SERIE D
I sassolini di Melosi
L’ex allenatore del Varese, domenica 6 novembre guiderà la Grumellese all’assalto dei tigrotti: «L’esonero? Ignobile. Busto? Vive di ricordi»

«Siamo una squadra che può dare fastidio a tutti. Se qualcuno ci sottovaluta, rischia grosso».
Giuliano Melosi avverte la Pro Patria: la sua Grumellese vuole continuare a stupire, come sta facendo da tre gare a questa parte (nove punti contro Pontisola, Virtus Bolzano e Cavenago Fanfulla, ndr). Il match di domenica 6 novembre al “Luciano Libico” di Grumello (ore 14.30) si preannuncia interessante.
«Sul piano delle prestazioni sono sempre stato soddisfatto, ma abbiamo buttato via qualche partita per peccati di ingenuità e errori individuali» - racconta l’ex tecnico del Varese
Adesso cos’è cambiato?
«Nel calcio spesso sono determinanti gli episodi e la fortuna. Ma il nostro atteggiamento è sempre stato positivo, siamo un bel gruppo compatto».
Contro il Seregno la Pro Patria è passata al 3-5-2, giocando forse la propria gara migliore. Allora i moduli contano?
«Fino a un certo punto. Credetemi: la differenza vera la fa l’atteggiamento dei giocatori. I moduli possono aiutare, ma non spostano i valori».

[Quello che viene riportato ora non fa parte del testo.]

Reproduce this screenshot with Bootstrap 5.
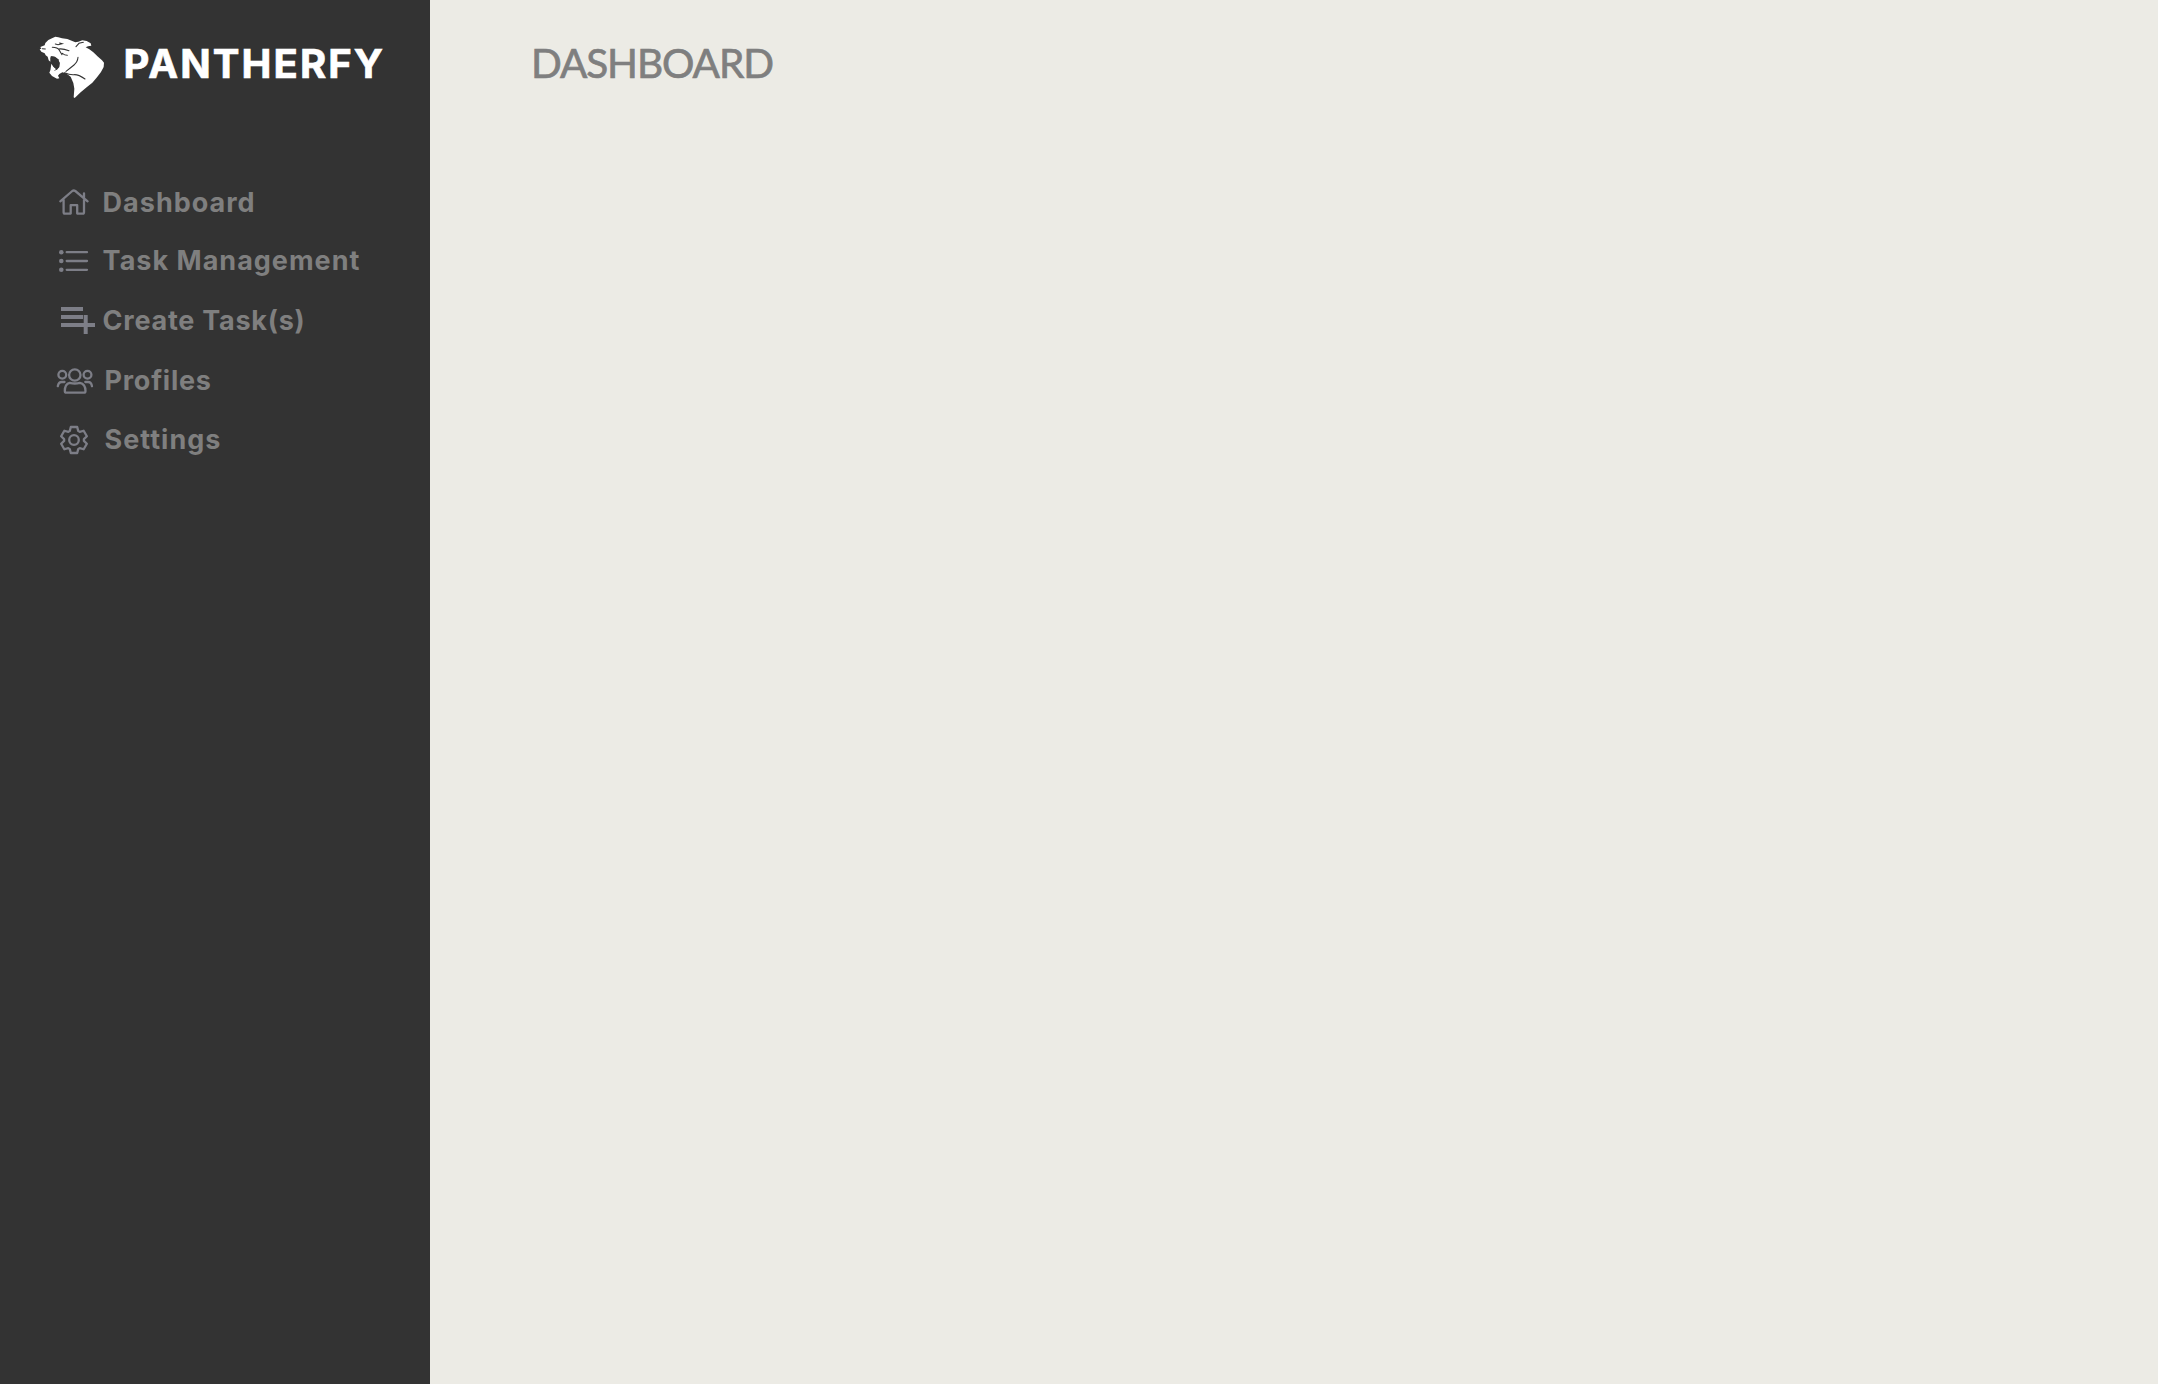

Che Grumellese si deve aspettare la Pro Patria?
«Una squadra che dopo queste tre vittorie di fila ha acquisito maggiore consapevolezza delle proprie qualità. Ora attacchiamo con molti più uomini rispetto a prima, non a caso nelle ultime tre partite abbiamo segnato cinque gol, mentre all’inizio facevamo fatica anche a tirare in porta».

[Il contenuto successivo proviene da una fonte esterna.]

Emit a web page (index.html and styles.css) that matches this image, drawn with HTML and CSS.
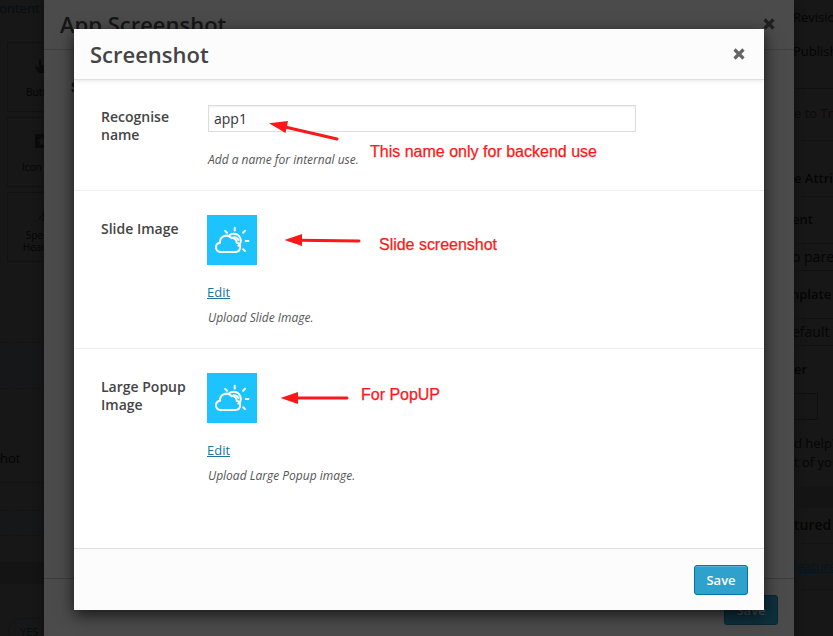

Nella Pro Patria potrebbe rientrare Santana…
«Un giocatore che non c’entra nulla con la Serie D, ma neanche con la Lega Pro…
Per lo spettacolo è bene che ci sia, ma egoisticamente spero non giochi».
Che realtà ha trovato a Grumello?
«In questo momento ci sono delle difficoltà perché il presidente (Diego Belotti, ndr) vorrebbe lasciare. Aveva manifestato quest’intenzione già l’estate scorsa, poi ha comunque iscritto la squadra. Speriamo che qualcuno sia disposto a dargli una mano. Finora ci è rimasto vicino e noi lo stiamo ripagando. È senz’altro un posto dove si può lavorare bene: c’è un centro sportivo stupendo, non esistono pressioni, i giovani possono crescere».
A Busto invece le pressioni ci sono, eccome…
«Come a Varese. Sono piazze che vivono troppo di ricordi. Ma bisogna guardare al presente: oggi la Pro Patria è in Serie D. Un campionato difficile. Non puoi pensare di vincere le partite solo perché ti chiami Pro Patria. Anzi, c’è pure un’altra cosa da dire…».
Quale?
«Per gli avversari affrontare la Pro Patria è molto più stimolante che giocare contro il Cavenago Fanfulla. Contro le squadre blasonate danno tutti quel 10% in più. Lo vedevo l’anno scorso al Varese, quando chi giocava contro di noi sembrava stesse disputando la finale di Champions League. Non è facile salire al primo tentativo».
Chi vincerà il campionato?
«Il Monza. Ha un organico nettamente superiore a tutti gli altri».
Varese è una ferita rimarginata?
«La vita va avanti, ma certamente il trattamento che ho ricevuto è stato ignobile. Le scelte di una società, per quanto discutibili, sono legittime, ma quello che è inaccettabile è stato il modo. La persona che ha deciso il mio esonero, fino a un mese prima mi mandava messaggi con scritto “Sei un amico, ti voglio bene”. Mi fido delle persone, ma di uomini veri in giro ce ne sono pochi. Io però posso camminare a testa alta».